**EXERCISE DESCRIPTION**
Write out the data again exactly, skipping every picture.

**MATERIAL TO PROCESS**
_ _ _ _
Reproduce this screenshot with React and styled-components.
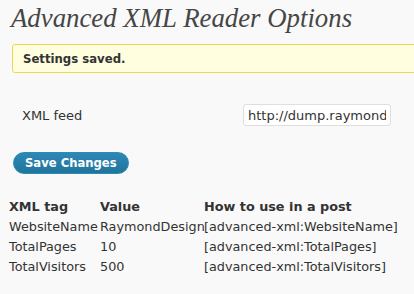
import React from "react";
import styled, { createGlobalStyle } from "styled-components";

const rows = [
  { tag: "WebsiteName", value: "RaymondDesign" },
  { tag: "TotalPages", value: "10" },
  { tag: "TotalVisitors", value: "500" },
];

const App = () => {
  return (
    <Page>
      <GlobalStyle />
      <Heading>Advanced XML Reader Options</Heading>
      <Notice>
        <p>Settings saved.</p>
      </Notice>
      <FormRow>
        <Label>XML feed</Label>
        <Field>
          <TextInput type="text" defaultValue="http://dump.raymonddesign.nl/feed.xml" />
        </Field>
      </FormRow>
      <SaveButton type="button">Save Changes</SaveButton>
      <TagTable>
        <colgroup>
          <col width="91" />
          <col width="104" />
          <col />
        </colgroup>
        <thead>
          <tr>
            <th>XML tag</th>
            <th>Value</th>
            <th>How to use in a post</th>
          </tr>
        </thead>
        <tbody>
          {rows.map((row) => (
            <tr key={row.tag}>
              <td>{row.tag}</td>
              <td>{row.value}</td>
              <td>[advanced-xml:{row.tag}]</td>
            </tr>
          ))}
        </tbody>
      </TagTable>
    </Page>
  );
};

export default App;

const GlobalStyle = createGlobalStyle`
  html, body {
    margin: 0;
    background: #f9f9f9;
  }
  body {
    font-family: "DejaVu Sans", Verdana, sans-serif;
    font-size: 13px;
    color: #333;
  }
`;

const Page = styled.div`
  width: 414px;
  height: 294px;
  overflow: hidden;
  padding-left: 8px;
  box-sizing: border-box;
`;

const Heading = styled.h2`
  margin: 0;
  padding: 4px 0 0 3px;
  font-family: Georgia, "Liberation Serif", serif;
  font-style: italic;
  font-weight: normal;
  font-size: 26.8px;
  line-height: 29px;
  color: #464646;
  white-space: nowrap;
`;

const Notice = styled.div`
  margin: 11px -20px 0 4px;
  background: #ffffe0;
  border: 1px solid #e6db55;
  border-radius: 3px;
  height: 27px;
  display: flex;
  align-items: center;
  padding-left: 10px;

  p {
    margin: 0;
    font-size: 11.7px;
    font-weight: bold;
    color: #333;
  }
`;

const FormRow = styled.div`
  display: flex;
  align-items: center;
  margin-top: 31px;
  padding-left: 14px;
`;

const Label = styled.div`
  width: 221px;
  font-size: 13px;
  color: #333;
`;

const Field = styled.div`
  flex: none;
`;

const TextInput = styled.input`
  box-sizing: border-box;
  width: 148px;
  height: 22px;
  padding: 0 4px;
  border: 1px solid #dfdfdf;
  border-radius: 3px;
  background: #fff;
  font-family: "DejaVu Sans", Verdana, sans-serif;
  font-size: 13px;
  color: #333;
  outline: none;
`;

const SaveButton = styled.button`
  display: block;
  margin: 26px 0 0 5px;
  height: 22px;
  padding: 0 11px;
  border: 1px solid #298cba;
  border-radius: 11px;
  background: linear-gradient(to bottom, #2e87b5, #21759b);
  color: #fff;
  font-family: "DejaVu Sans", Verdana, sans-serif;
  font-size: 11.6px;
  font-weight: bold;
  cursor: pointer;
`;

const TagTable = styled.table`
  margin: 22px 0 0 1px;
  width: 400px;
  border-collapse: collapse;
  table-layout: fixed;

  th,
  td {
    padding: 0;
    height: 20px;
    text-align: left;
    white-space: nowrap;
    overflow: visible;
    font-size: 12.8px;
    color: #333;
  }

  th {
    font-weight: bold;
  }
`;
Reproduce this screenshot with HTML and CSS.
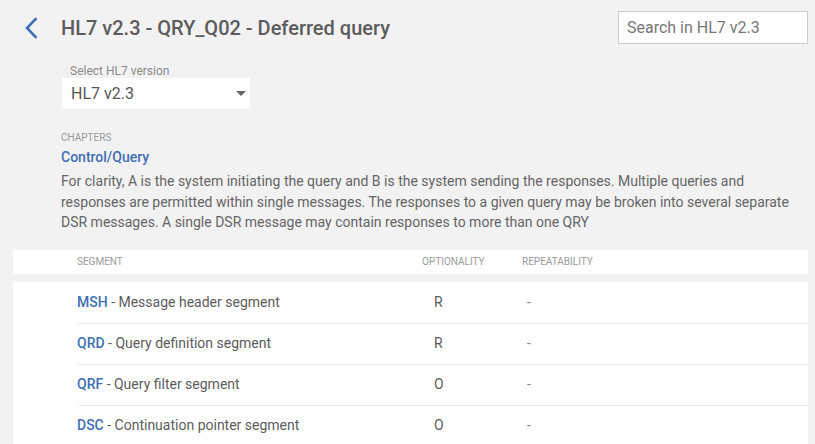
_ _ _ _
**REPLY**
Reproduce this screenshot with React and styled-components.
import React from "react";
import styled, { createGlobalStyle } from "styled-components";

const rows = [
  { tag: "WebsiteName", value: "RaymondDesign" },
  { tag: "TotalPages", value: "10" },
  { tag: "TotalVisitors", value: "500" },
];

const App = () => {
  return (
    <Page>
      <GlobalStyle />
      <Heading>Advanced XML Reader Options</Heading>
      <Notice>
        <p>Settings saved.</p>
      </Notice>
      <FormRow>
        <Label>XML feed</Label>
        <Field>
          <TextInput type="text" defaultValue="http://dump.raymonddesign.nl/feed.xml" />
        </Field>
      </FormRow>
      <SaveButton type="button">Save Changes</SaveButton>
      <TagTable>
        <colgroup>
          <col width="91" />
          <col width="104" />
          <col />
        </colgroup>
        <thead>
          <tr>
            <th>XML tag</th>
            <th>Value</th>
            <th>How to use in a post</th>
          </tr>
        </thead>
        <tbody>
          {rows.map((row) => (
            <tr key={row.tag}>
              <td>{row.tag}</td>
              <td>{row.value}</td>
              <td>[advanced-xml:{row.tag}]</td>
            </tr>
          ))}
        </tbody>
      </TagTable>
    </Page>
  );
};

export default App;

const GlobalStyle = createGlobalStyle`
  html, body {
    margin: 0;
    background: #f9f9f9;
  }
  body {
    font-family: "DejaVu Sans", Verdana, sans-serif;
    font-size: 13px;
    color: #333;
  }
`;

const Page = styled.div`
  width: 414px;
  height: 294px;
  overflow: hidden;
  padding-left: 8px;
  box-sizing: border-box;
`;

const Heading = styled.h2`
  margin: 0;
  padding: 4px 0 0 3px;
  font-family: Georgia, "Liberation Serif", serif;
  font-style: italic;
  font-weight: normal;
  font-size: 26.8px;
  line-height: 29px;
  color: #464646;
  white-space: nowrap;
`;

const Notice = styled.div`
  margin: 11px -20px 0 4px;
  background: #ffffe0;
  border: 1px solid #e6db55;
  border-radius: 3px;
  height: 27px;
  display: flex;
  align-items: center;
  padding-left: 10px;

  p {
    margin: 0;
    font-size: 11.7px;
    font-weight: bold;
    color: #333;
  }
`;

const FormRow = styled.div`
  display: flex;
  align-items: center;
  margin-top: 31px;
  padding-left: 14px;
`;

const Label = styled.div`
  width: 221px;
  font-size: 13px;
  color: #333;
`;

const Field = styled.div`
  flex: none;
`;

const TextInput = styled.input`
  box-sizing: border-box;
  width: 148px;
  height: 22px;
  padding: 0 4px;
  border: 1px solid #dfdfdf;
  border-radius: 3px;
  background: #fff;
  font-family: "DejaVu Sans", Verdana, sans-serif;
  font-size: 13px;
  color: #333;
  outline: none;
`;

const SaveButton = styled.button`
  display: block;
  margin: 26px 0 0 5px;
  height: 22px;
  padding: 0 11px;
  border: 1px solid #298cba;
  border-radius: 11px;
  background: linear-gradient(to bottom, #2e87b5, #21759b);
  color: #fff;
  font-family: "DejaVu Sans", Verdana, sans-serif;
  font-size: 11.6px;
  font-weight: bold;
  cursor: pointer;
`;

const TagTable = styled.table`
  margin: 22px 0 0 1px;
  width: 400px;
  border-collapse: collapse;
  table-layout: fixed;

  th,
  td {
    padding: 0;
    height: 20px;
    text-align: left;
    white-space: nowrap;
    overflow: visible;
    font-size: 12.8px;
    color: #333;
  }

  th {
    font-weight: bold;
  }
`;
Reproduce this screenshot with HTML and CSS.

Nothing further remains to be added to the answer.